◆ **Problem description**:
Write the number of lines holding the word "with", and nothing else.

◆ **Data listing**:

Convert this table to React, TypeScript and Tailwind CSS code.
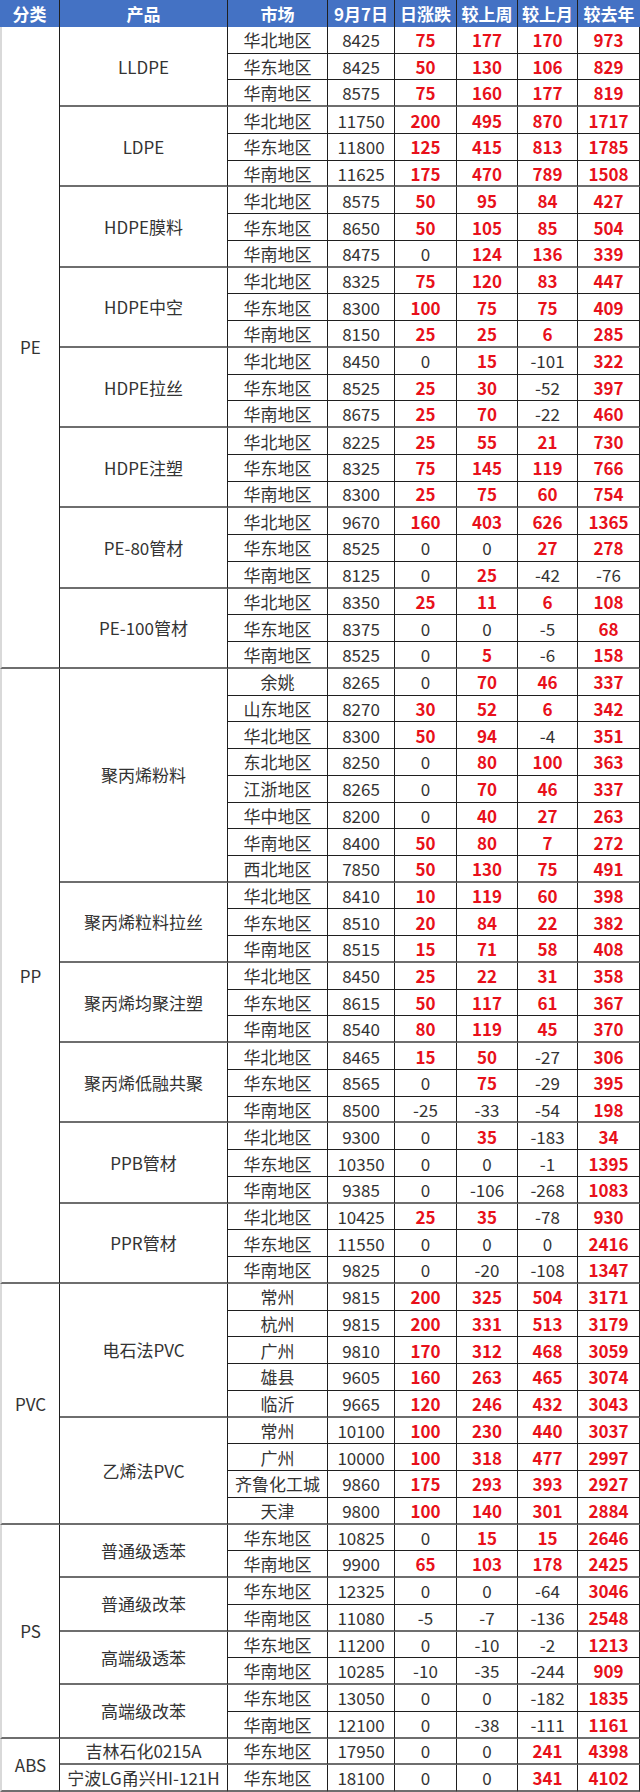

* * *

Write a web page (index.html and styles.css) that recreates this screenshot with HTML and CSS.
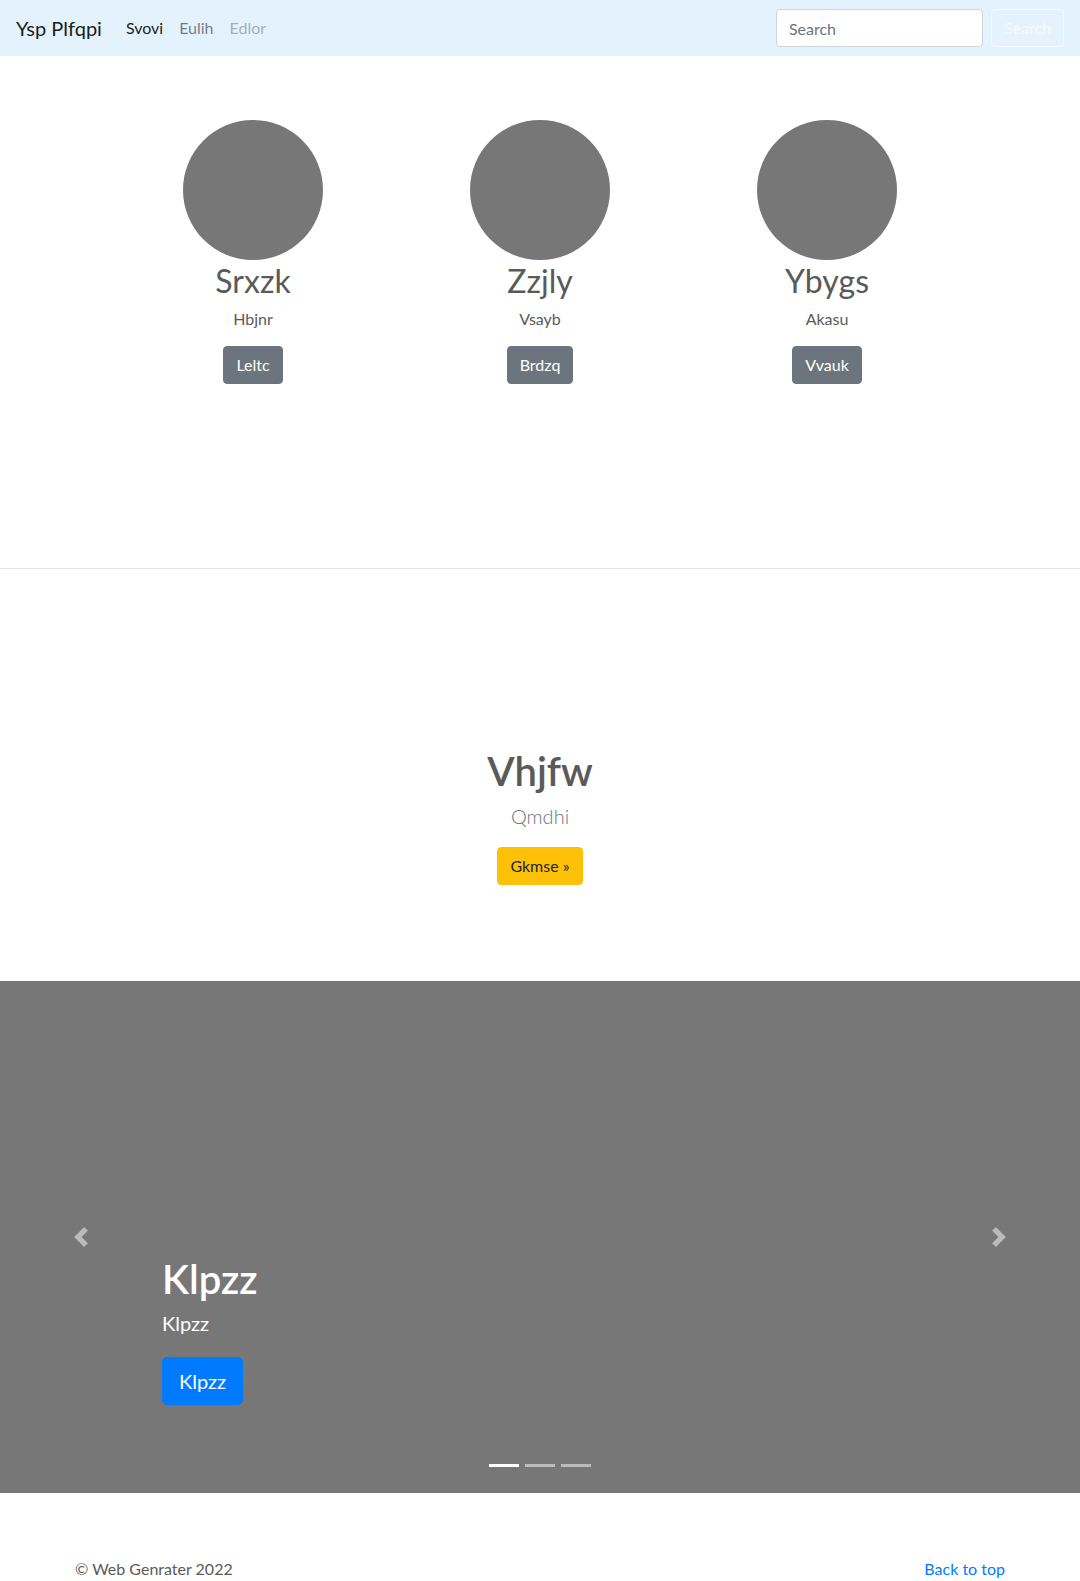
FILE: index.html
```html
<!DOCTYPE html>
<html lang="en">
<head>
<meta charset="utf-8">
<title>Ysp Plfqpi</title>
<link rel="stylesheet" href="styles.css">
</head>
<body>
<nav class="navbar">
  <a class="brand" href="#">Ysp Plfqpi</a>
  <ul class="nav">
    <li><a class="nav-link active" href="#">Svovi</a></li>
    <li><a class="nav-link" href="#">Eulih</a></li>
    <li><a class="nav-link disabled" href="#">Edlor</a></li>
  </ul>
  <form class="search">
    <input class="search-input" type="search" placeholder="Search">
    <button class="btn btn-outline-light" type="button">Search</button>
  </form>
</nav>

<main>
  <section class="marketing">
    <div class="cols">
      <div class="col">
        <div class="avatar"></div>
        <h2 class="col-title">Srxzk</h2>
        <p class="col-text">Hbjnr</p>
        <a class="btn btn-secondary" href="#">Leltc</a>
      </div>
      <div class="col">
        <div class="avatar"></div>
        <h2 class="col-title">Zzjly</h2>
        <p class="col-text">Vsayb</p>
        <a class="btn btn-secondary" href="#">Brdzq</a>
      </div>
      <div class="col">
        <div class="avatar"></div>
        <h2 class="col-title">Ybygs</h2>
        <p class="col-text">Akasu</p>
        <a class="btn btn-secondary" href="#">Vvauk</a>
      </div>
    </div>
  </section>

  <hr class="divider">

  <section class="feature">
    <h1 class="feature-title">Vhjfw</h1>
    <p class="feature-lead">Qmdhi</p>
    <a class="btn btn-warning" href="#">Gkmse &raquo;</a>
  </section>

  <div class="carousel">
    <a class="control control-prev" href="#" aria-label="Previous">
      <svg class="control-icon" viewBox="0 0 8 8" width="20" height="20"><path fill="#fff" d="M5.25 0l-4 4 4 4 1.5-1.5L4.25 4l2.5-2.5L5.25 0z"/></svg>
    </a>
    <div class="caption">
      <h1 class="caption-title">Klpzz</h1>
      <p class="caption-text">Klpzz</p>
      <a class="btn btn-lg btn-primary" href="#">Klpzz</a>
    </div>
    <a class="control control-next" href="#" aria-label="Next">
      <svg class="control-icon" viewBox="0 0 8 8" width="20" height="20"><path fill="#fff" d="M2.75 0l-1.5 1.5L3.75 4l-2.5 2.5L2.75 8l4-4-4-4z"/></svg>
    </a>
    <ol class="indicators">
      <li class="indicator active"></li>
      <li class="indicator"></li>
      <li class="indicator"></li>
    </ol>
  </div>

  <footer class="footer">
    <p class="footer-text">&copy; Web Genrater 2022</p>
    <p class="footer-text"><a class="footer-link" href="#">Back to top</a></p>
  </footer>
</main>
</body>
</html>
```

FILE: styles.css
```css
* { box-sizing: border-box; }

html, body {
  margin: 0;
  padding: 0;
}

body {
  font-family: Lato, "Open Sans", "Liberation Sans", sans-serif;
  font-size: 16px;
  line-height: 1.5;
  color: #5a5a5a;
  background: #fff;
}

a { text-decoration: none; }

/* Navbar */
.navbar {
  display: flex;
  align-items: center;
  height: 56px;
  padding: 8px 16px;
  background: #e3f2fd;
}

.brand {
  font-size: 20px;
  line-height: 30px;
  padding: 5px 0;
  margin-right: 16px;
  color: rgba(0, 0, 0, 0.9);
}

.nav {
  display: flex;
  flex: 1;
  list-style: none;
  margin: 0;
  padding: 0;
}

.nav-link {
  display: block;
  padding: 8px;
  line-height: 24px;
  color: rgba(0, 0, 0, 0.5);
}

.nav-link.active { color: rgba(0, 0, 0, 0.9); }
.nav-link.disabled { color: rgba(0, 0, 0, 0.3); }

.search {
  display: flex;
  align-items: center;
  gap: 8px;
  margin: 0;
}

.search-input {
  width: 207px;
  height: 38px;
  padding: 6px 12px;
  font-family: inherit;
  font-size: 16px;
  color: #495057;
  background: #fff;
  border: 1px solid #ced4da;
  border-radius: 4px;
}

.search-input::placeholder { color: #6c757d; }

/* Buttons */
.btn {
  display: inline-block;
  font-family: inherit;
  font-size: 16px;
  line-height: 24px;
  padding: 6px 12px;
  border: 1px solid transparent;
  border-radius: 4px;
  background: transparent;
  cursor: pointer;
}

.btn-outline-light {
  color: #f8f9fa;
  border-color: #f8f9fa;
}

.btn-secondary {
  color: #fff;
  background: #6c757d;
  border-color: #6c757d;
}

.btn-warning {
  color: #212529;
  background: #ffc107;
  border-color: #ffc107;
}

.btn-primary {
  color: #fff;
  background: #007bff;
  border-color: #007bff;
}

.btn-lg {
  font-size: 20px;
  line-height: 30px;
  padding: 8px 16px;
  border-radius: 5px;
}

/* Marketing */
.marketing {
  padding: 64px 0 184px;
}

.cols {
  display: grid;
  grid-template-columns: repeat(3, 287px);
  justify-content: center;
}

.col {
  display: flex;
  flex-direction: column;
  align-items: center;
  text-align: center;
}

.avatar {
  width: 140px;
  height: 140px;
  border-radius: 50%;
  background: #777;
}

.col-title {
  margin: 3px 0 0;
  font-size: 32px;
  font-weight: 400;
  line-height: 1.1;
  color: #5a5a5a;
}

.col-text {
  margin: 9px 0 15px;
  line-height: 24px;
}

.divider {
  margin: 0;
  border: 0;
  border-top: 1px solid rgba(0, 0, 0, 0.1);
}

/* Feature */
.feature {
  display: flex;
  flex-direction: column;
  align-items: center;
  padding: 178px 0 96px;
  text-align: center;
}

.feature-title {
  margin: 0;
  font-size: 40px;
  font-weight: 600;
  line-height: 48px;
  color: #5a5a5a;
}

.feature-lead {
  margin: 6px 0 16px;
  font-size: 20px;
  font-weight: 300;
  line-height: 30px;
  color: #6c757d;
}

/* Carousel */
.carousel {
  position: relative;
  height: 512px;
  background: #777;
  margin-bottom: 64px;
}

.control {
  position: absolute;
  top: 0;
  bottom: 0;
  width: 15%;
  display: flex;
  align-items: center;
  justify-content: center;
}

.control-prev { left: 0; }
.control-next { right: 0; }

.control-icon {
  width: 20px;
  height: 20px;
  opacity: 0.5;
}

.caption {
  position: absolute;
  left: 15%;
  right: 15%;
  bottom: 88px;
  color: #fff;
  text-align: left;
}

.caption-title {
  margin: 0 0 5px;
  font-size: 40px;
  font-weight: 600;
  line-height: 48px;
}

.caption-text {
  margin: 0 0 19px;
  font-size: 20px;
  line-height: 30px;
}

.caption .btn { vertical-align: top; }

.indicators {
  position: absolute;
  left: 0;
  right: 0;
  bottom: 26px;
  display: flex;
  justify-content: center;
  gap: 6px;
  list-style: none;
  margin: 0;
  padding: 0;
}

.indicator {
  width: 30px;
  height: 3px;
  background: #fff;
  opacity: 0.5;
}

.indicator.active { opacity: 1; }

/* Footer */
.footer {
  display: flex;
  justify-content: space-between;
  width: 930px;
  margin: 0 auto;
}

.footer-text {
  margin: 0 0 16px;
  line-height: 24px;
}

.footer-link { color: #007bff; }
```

...

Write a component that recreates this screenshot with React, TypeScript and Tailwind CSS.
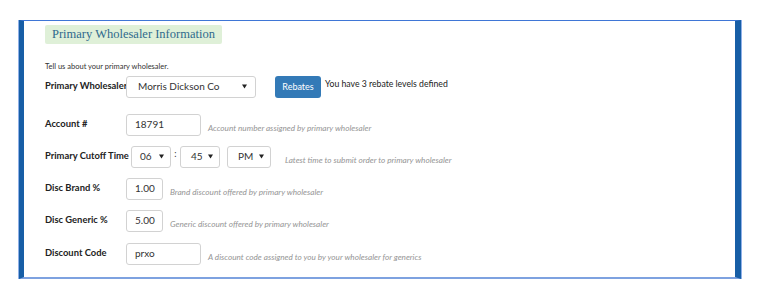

◆ **Solution for this problem**:
2